In this work, HA in different quantities (1%, 5% and 10%) were applied to obtain P-based fertilizers containing mono- and di-calcium phosphate as described in García-Mina.9 The P-based fertilizers were obtained by reaction of phosphoric acid with specific amounts of calcium carbonate and calcium oxide in the presence of HA as described in García-Mina.9

Then, we finally obtained samples of monocalcium phosphate: MCP, MCP+1%, MCP+5% and MCP+10%, and from dicalcium phosphate: DCP, DCP+1%, DCP+5% and DCP+10%. HA was applied as potassium salt in water at a final concentration of 15% of HA.

Total P content, ammonium citrate soluble P content and water-soluble P content were determined by dissolving:

• Total P: 2.5 g of sample in a mixture of 20 ml concentrated nitric and 30 ml concentrated sulfuric acids and 30 min boiling. Afterwards 150 ml of water was added and 15 min of boiling.

• Ammonium citrate soluble P: 1 gr of sample in 100 ml of 1 N ammonium citrate after 1 hour of stirring at 65 °C.

• Water-soluble P: 5 gr of sample in 450 ml of deionized water after 30 min of stirring.

Solutions were diluted up to 500 ml and all P contents were determined by OES-ICP (iCAP 6500 by Thermo Fisher Scientific).

HA used was extracted from leonardite and afterwards was isolated following the International Humic Substances Society method. The elemental content yielded: 47.9% C, 3.97% H, 1.18% N and 46.9% O (by difference). Functional groups analysis by 13C-NMR showed: 14.4% alkyl groups, 10.4% O-alkyl groups, 47.8% aromatic groups, 11.2% phenolic groups, 14.2% carboxylic groups and 2.0% carbonylic groups. Aromaticity/aliphaticity relation was 2.38.

XRD diffractometry

Diffractograms in powder samples were obtained in a D2 Phaser by Bruker and interpreted under comparison with Bruker crystallographic data base.

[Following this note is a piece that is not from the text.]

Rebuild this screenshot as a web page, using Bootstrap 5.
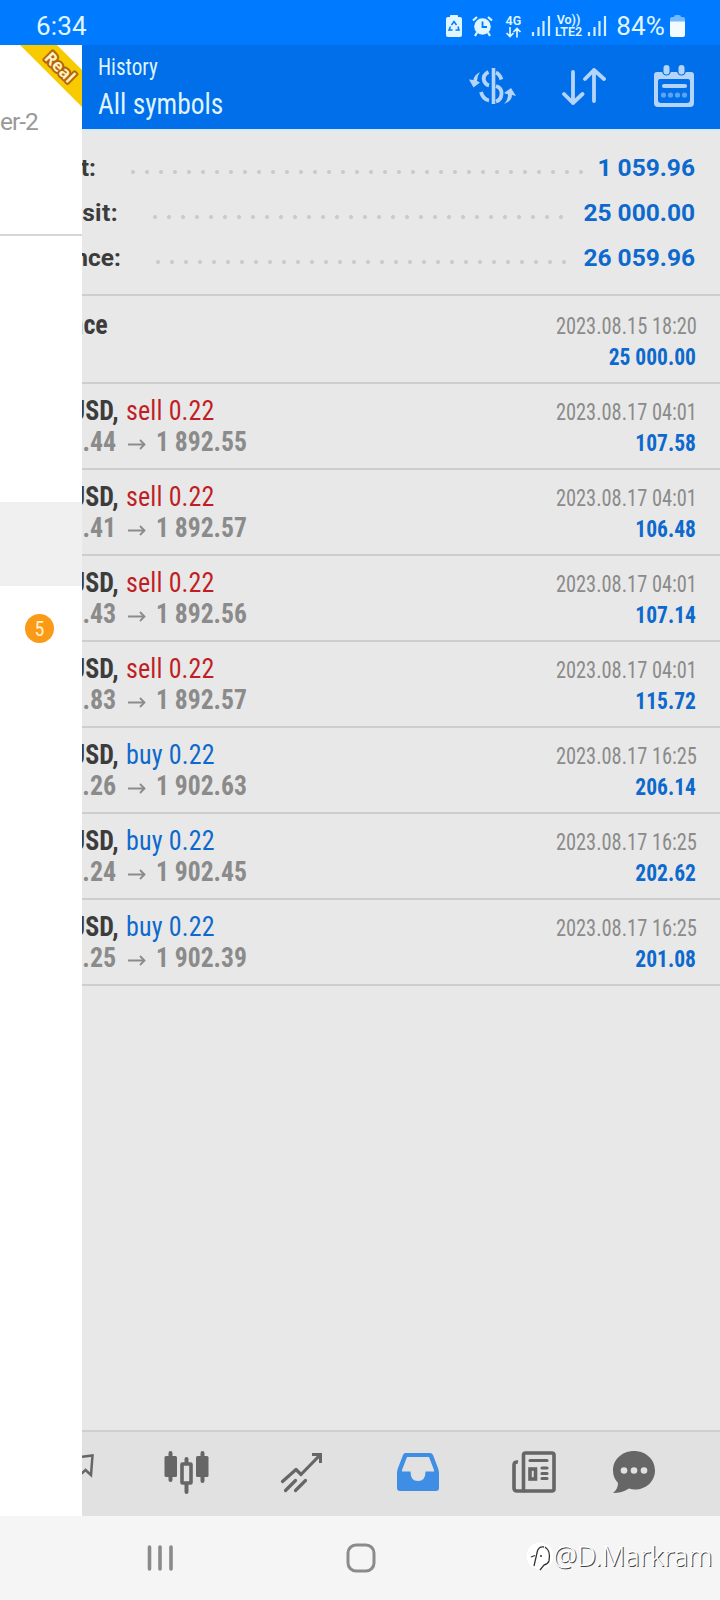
<!DOCTYPE html>
<html lang="en">
<head>
<meta charset="utf-8">
<meta name="viewport" content="width=device-width, initial-scale=1">
<title>History</title>
<link href="https://cdn.jsdelivr.net/npm/bootstrap@5.3.0/dist/css/bootstrap.min.css" rel="stylesheet">
<style>
body{font-family:Roboto,"Liberation Sans",sans-serif;width:720px;height:1600px;overflow:hidden;background:#e8e8e8;color:#3c3c3c;line-height:1}
svg{display:block;flex:none}
.cond{font-family:"Roboto Condensed",Roboto,sans-serif;font-stretch:75%}
.status{height:45px;background:#007bff;color:#e0f6ff;padding:7px 35px 0 36px}
.clock{font-size:26px;letter-spacing:.2px}
.tiny{font-size:12.5px;font-weight:600;line-height:12px}
.appbar{height:86px;background:#006fe9;border-bottom:2px solid #d3eaff;color:#dff4ff;padding:0 25px 0 16px}
.appbar .t1{font-size:23.5px;line-height:26px;transform:scaleX(.9);transform-origin:left}
.appbar .t2{font-size:29px;line-height:34px;margin-top:7px;transform:scaleX(.945);transform-origin:left}
.drawer{width:82px;background:#fff;flex:none}
.server{height:191px;border-bottom:2px solid #d6d6d6;padding-top:63px;font-size:24.5px;line-height:28px;color:#999;letter-spacing:-1px}
.ribbon{top:0;right:0}
.active-item{height:84px;background:#f0f0f0;margin-top:266px}
.count{width:29px;height:29px;background:#fb9a17;color:#fff3c8;font-size:20px;margin:28px 0 0 25px}
.summary{height:165px;padding:15px 25px 0 0;border-bottom:2px solid #cdcdcd;font-size:24.5px;font-weight:700}
.summary .line{height:45px}
.leader{height:4px;margin:7px 13px 0 0;background:radial-gradient(circle at 7px 2px,#cbcbcb 1.7px,transparent 2.3px) repeat-x;background-size:14px 4px}
.clip-end{overflow:hidden;justify-content:flex-end}
.blue{color:#0d69cd}
.red{color:#bf1f24}
.squeeze{transform:scaleX(.935);transform-origin:right;white-space:nowrap}
.from-left{transform-origin:left}
.price{transform:scaleX(.92);transform-origin:left;white-space:nowrap}
.deal{height:86px;border-bottom:2px solid #cdcdcd;padding:11px 24px 0 0;font-size:27.8px;line-height:31px}
.deal.first{height:88px;padding-top:13px}
.deal .muted{color:#8b8b8b;font-weight:700}
.stamp{font-size:24px;color:#8b8b8b;line-height:31px;margin:2px -1px 0 0;transform:scaleX(.85);transform-origin:right}
.profit{font-size:23px;font-weight:700}
.tabs{height:86px;background:#e1e1e1;border-top:2px solid #cfcfcf;padding-top:18px}
.sysbar{height:84px;background:#f5f5f5}
.wm{font-family:"Noto Sans",sans-serif;font-weight:300;font-size:27px;color:#fff;text-shadow:1px 1px 0 #444;margin-bottom:6px}
</style>
</head>
<body class="d-flex flex-column">
<header class="status d-flex align-items-center flex-shrink-0">
  <span class="clock me-auto">6:34</span>
  <svg width="16" height="24" viewBox="0 0 16 24" style="margin-right:10px"><path fill="#e0f6ff" d="M4 3V1.500Q4 1 5 1H11Q12 1 12 1.500V3H14Q16 3 16 5V21Q16 23 14 23H2Q0 23 0 21V5Q0 3 2 3Z"/><path d="M5.500 11 8 7.500 10.500 11M12 12.500 13 16H9.500M6.500 16H3L4.500 12.500" fill="none" stroke="#007bff" stroke-width="1.500"/></svg>
  <svg width="21" height="22" viewBox="0 0 21 22" style="margin-right:12px"><circle cx="10.500" cy="11.500" r="8.300" fill="#e0f6ff"/><path d="M1 5.500 5 2M20 5.500 16 2M5 17.500 3 21M16 17.500 18 21" stroke="#e0f6ff" stroke-width="2.200"/><path d="M10.500 6.500V12H15" fill="none" stroke="#007bff" stroke-width="1.800"/></svg>
  <span class="tiny text-center" style="margin-right:9px">4G<svg width="17" height="11" viewBox="0 0 17 11"><path d="M5 0V9M1.500 6 5 9.500 8.500 6M12 10.500V1.500M8.500 5 12 1.500 15.500 5" fill="none" stroke="#e0f6ff" stroke-width="1.700"/></svg></span>
  <svg width="20" height="22" viewBox="0 0 20 22" style="margin-right:4px"><path d="M2 17V21M7.500 12V21M12.500 6V21M18 1V21" stroke="#d3efff" stroke-width="2.200"/></svg>
  <span class="tiny text-center" style="margin-right:5px">Vo))<br>LTE2</span>
  <svg width="20" height="22" viewBox="0 0 20 22" style="margin-right:9px"><path d="M2 17V21M7.500 12V21M12.500 6V21M18 1V21" stroke="#d3efff" stroke-width="2.200"/></svg>
  <span class="clock" style="margin-right:5px">84%</span>
  <svg width="15" height="22" viewBox="0 0 15 22"><path fill="#72b9ff" d="M4 2Q4 0 6 0H9Q11 0 11 2H13Q15 2 15 4V8H0V4Q0 2 2 2Z"/><path fill="#f2fcff" d="M0 6.500H15V20Q15 22 13 22H2Q0 22 0 20Z"/></svg>
</header>

<div class="d-flex flex-grow-1">
  <aside class="drawer position-relative">
    <div class="server">er-2</div>
    <svg class="ribbon position-absolute" width="82" height="64" viewBox="0 0 82 64"><path fill="#f7cb00" d="M20 0H57L82 25V62Z"/><text x="60" y="28" transform="rotate(45 60 22)" text-anchor="middle" font-family="Open Sans" font-weight="700" font-size="16.500" letter-spacing="0" fill="#fff2c4" stroke="#b5640b" stroke-width="4" stroke-linejoin="round" paint-order="stroke">Real</text></svg>
    <div class="active-item"></div>
    <div class="count rounded-circle d-flex align-items-center justify-content-center cond">5</div>
  </aside>

  <main class="flex-grow-1 d-flex flex-column">
    <div class="appbar d-flex align-items-center">
      <div class="cond me-auto"><div class="t1">History</div><div class="t2">All symbols</div></div>
      <svg width="48" height="40" viewBox="0 0 48 40" style="margin:0 44px 2px 0"><g fill="none" stroke="#b5d4fa"><path stroke-width="3.600" d="M25.500 2V38"/><path stroke-width="3.800" d="M20.500 6Q14.500 9 16 14.500 17 18.500 21 19.500M13 26Q15 33.500 21 34.500M28 6.500Q31.500 8 33.500 13.500M28 20Q34 22 33.500 28 33 34 28 35.500"/></g><path fill="#b5d4fa" d="M12 6Q6 9 5.500 14L1 13.500 5.500 21.500 12 16.500 9 15Q9 10 12 6ZM36 38Q44 35 44 29L48 30 43 22 36 27 40 28.500Q40 34 36 38Z"/></svg>
      <svg width="46" height="40" viewBox="0 0 46 40" style="margin:0 47px 2px 0"><path fill="none" stroke="#b5d4fa" stroke-width="3.800" stroke-linecap="round" stroke-linejoin="round" d="M13 6V37M4 28 13 37 22.500 28M34 35V4M25 13 34 4 44 13"/></svg>
      <svg width="42" height="44" viewBox="0 -1 42 44" style="margin-bottom:2px"><path fill="#b5d4fa" fill-rule="evenodd" d="M4 7H38Q41 7 41 10V38Q41 42 37 42H5Q1 42 1 38V10Q1 7 4 7ZM7 14Q5 14 5 16V35Q5 38 8 38H34Q37 38 37 35V16Q37 14 35 14Z"/><path stroke="#006fe9" stroke-width="9" stroke-linecap="round" d="M13.500 4V6M28.500 4V6"/><path stroke="#b5d4fa" stroke-width="6" stroke-linecap="round" d="M13.500 3V6.500M28.500 3V6.500"/><path stroke="#b5d4fa" stroke-width="4.200" stroke-linecap="round" d="M11 21H32"/><g fill="#5fa4f4"><circle cx="10.500" cy="30" r="2.600"/><circle cx="17.500" cy="30" r="2.600"/><circle cx="24.500" cy="30" r="2.600"/><circle cx="31.500" cy="30" r="2.600"/></g></svg>
    </div>

    <section class="summary">
      <div class="line d-flex align-items-center"><span class="d-flex clip-end" style="width:14px">t:</span><span class="leader flex-grow-1" style="margin-left:30px"></span><span class="blue">1 059.96</span></div>
      <div class="line d-flex align-items-center"><span class="d-flex clip-end" style="width:36px;letter-spacing:.4px">sit:</span><span class="leader flex-grow-1" style="margin:7px 18px 0 30px"></span><span class="blue">25 000.00</span></div>
      <div class="line d-flex align-items-center"><span class="d-flex clip-end" style="width:39px">nce:</span><span class="leader flex-grow-1" style="margin-left:30px"></span><span class="blue">26 059.96</span></div>
    </section>

    <section class="cond" id="deals">
      <div class="deal first d-flex justify-content-between"><b class="d-flex clip-end" style="width:26px"><span class="squeeze">nce</span></b><div class="text-end"><div class="stamp">2023.08.15 18:20</div><div class="profit blue squeeze">25 000.00</div></div></div>
    </section>

    <nav class="tabs d-flex mt-auto">
      <svg width="12" height="44" viewBox="0 0 12 44"><path d="M-2 7 10.500 5.500 9 25 3.500 20-2 25" fill="none" stroke="#666" stroke-width="2.500"/></svg>
      <svg width="46" height="44" viewBox="0 0 46 44" style="margin-left:70px"><path fill="none" stroke="#666" stroke-width="4" stroke-linecap="round" d="M6.500 3V30M38.500 3V31M22.500 9V15M22.500 34V42"/><rect x="0.500" y="6" width="12.500" height="21" rx="1.500" fill="#666"/><rect x="32" y="6" width="12.500" height="21" rx="1.500" fill="#666"/><rect x="18" y="14" width="9" height="19" rx=".5" fill="#e1e1e1" stroke="#666" stroke-width="3.600"/></svg>
      <svg width="44" height="44" viewBox="0 0 44 44" style="margin-left:70px"><path fill="none" stroke="#666" stroke-width="3.200" stroke-linecap="round" stroke-linejoin="round" d="M2.500 31.500 16 19.500 21 24.500 40 5M5.500 40.500 15.500 30.500M15.500 40.500 25.500 30.500"/><path fill="#666" d="M32 3H42V13H39V6H32Z"/></svg>
      <svg width="44" height="44" viewBox="0 0 44 44" style="margin-left:72px"><path fill="#3f8ee6" fill-rule="evenodd" d="M9 3H34Q36 3 37 5L42 18Q43 21 43 23V38Q43 41 40 41H4Q1 41 1 38V23Q1 21 2 18L7 5Q8 3 9 3ZM11 7 6 20V21.500H14.500Q14.500 31 22 31T29.500 21.500H38V20L33 7Z"/></svg>
      <svg width="44" height="44" viewBox="0 0 44 44" style="margin-left:72px"><g fill="none" stroke="#666" stroke-width="3.600"><rect x="11.500" y="3" width="30.500" height="38" rx="2"/><path d="M6 12Q2 11.500 2 15V38Q2 41 5 41H13"/><rect x="18" y="19" width="5.500" height="10"/></g><path stroke="#666" stroke-width="3.200" stroke-linecap="round" d="M18 10.500H35M30 18H35M30 23.500H35M30 28.500H35"/></svg>
      <svg width="44" height="44" viewBox="0 0 44 44" style="margin-left:56px"><path fill="#666" d="M22 1C34 1 43 9.500 43 20.500S34 39.500 23 39.500Q20 39.500 17 38.500 10 43 1 43 6 39 6 33 1 28 1 20.500C1 9.500 10 1 22 1Z"/><g fill="#e1e1e1"><circle cx="12" cy="20.500" r="3.300"/><circle cx="22" cy="20.500" r="3.300"/><circle cx="32" cy="20.500" r="3.300"/></g></svg>
    </nav>
  </main>
</div>

<footer class="sysbar d-flex align-items-center flex-shrink-0">
  <svg width="26" height="28" viewBox="0 0 26 28" style="margin-left:147px"><path stroke="#8b8b8b" stroke-width="3.600" stroke-linecap="round" d="M2.500 3V25M13 3V25M24 3V25"/></svg>
  <svg width="30" height="30" viewBox="0 0 30 30" style="margin-left:173px"><rect x="2" y="2" width="26" height="26" rx="8" fill="none" stroke="#8b8b8b" stroke-width="3"/></svg>
  <svg width="28" height="34" viewBox="0 0 28 34" style="margin:0 0 5px 149px"><circle cx="15" cy="17" r="13.500" fill="#fff"/><path d="M19 8Q13 7 12 14L9 27M6 18 10 16.500M15 17H17M20 8Q26 12 24 22 23 25 19 26L15 31" fill="none" stroke="#333" stroke-width="1.300"/></svg>
  <span class="wm">@D.Markram</span>
</footer>

<script src="https://cdn.jsdelivr.net/npm/bootstrap@5.3.0/dist/js/bootstrap.bundle.min.js"></script>
<script>
const deals = [
  ['sell','7.44','1 892.55','2023.08.17 04:01','107.58'],
  ['sell','7.41','1 892.57','2023.08.17 04:01','106.48'],
  ['sell','7.43','1 892.56','2023.08.17 04:01','107.14'],
  ['sell','7.83','1 892.57','2023.08.17 04:01','115.72'],
  ['buy','.26','1 902.63','2023.08.17 16:25','206.14'],
  ['buy','.24','1 902.45','2023.08.17 16:25','202.62'],
  ['buy','.25','1 902.39','2023.08.17 16:25','201.08']
];
document.getElementById('deals').insertAdjacentHTML('beforeend', deals.map(([side,open,close,time,profit]) => `
  <div class="deal d-flex justify-content-between">
    <div>
      <div class="d-flex"><b class="d-flex clip-end" style="width:37px"><span class="squeeze">USD,</span></b><span class="squeeze from-left ${side==='sell'?'red':'blue'}" style="margin-left:7px;letter-spacing:.15px">${side} 0.22</span></div>
      <div class="d-flex muted"><span class="d-flex clip-end" style="width:34px"><span class="squeeze">${open}</span></span>
        <svg width="18" height="31" viewBox="0 0 18 31" style="margin:0 10px 0 12px"><path d="M0 18.500H16M12 14 16.500 18.500 12 23" fill="none" stroke="#8b8b8b" stroke-width="1.800"/></svg><span class="price">${close}</span></div>
    </div>
    <div class="text-end"><div class="stamp">${time}</div><div class="profit blue squeeze">${profit}</div></div>
  </div>`).join(''));
</script>
</body>
</html>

31P, 1H and 2D 1H–31P WISE NMR spectroscopy

31P-NMR spectra were obtained at room temperature using a Bruker XRD-500 Spectrometer, with a static field of 11.7 T. A 1H-BBI probe with Z gradient was used. Chemical shifts were calibrated with liquid H3PO4 as an external standard. The experiments were performed without sample rotation using a 31P pulse at 90° under H1 decoupling on Waltz16 scheme with a field of 3.13 kHz conditions. The relaxation delay was 3 s, the number of scans was 256. FID was acquired with 32 k complex points. All 31P spectra were treated with MestreNova software.

Molecular modeling

Theoretical simulations were performed using quantum chemical methods with the electronic structure program package Gaussian09.18

The crystal structures for monocalcium phosphate monohydrate, dicalcium phosphate anhydrous and dicalcium phosphate dihydrated were taken from references (Maclennan, G., Beevers, C. A. (1956): The crystal structure of monocalcium phosphate monohydrate, Ca(H2PO4)2·H2O, Acta Cryst., 9, 187–190), (Catti, M., Ferraris, G., Filhol, A. (1977): Hydrogen bonding in the crystalline state. CaHPO4 (monetite), P-1 or P1? A novel neutron diffraction study Locality: Synthetic. Acta Cryst., Section B 33, 1223–1229) and (Beevers, C.A. (1958): The crystal structure of dicalcium phosphate dihydrate, CaHPO4·2H2O, Acta Cryst., 11, 273–277), respectively.

The electronic densities were obtained using the Density Functional Theory (DFT) with the B3LYP exchange-correlation functional, which is a hybrid functional that combines the three-parameter exchange functional of Becke (Becke, A. D. (1988). Density-functional exchange-energy approximation with correct asymptotic behavior, Phys. Rev. A., 38, 3098–3100.) with the correlation functional of Lee, Yang and Parr (Lee, C., Yang, W., Parr, R.G. (1988): Development of the Colle-Salvetti correlation-energy formula into a functional of the electron density. Phys. Rev. B., 37, 785–789.). To simulate the 31P NMR signals we have followed three steps:

(1) Identification of the phosphates containing a different chemical environment within the periodic crystal structure (non-symmetric phosphates).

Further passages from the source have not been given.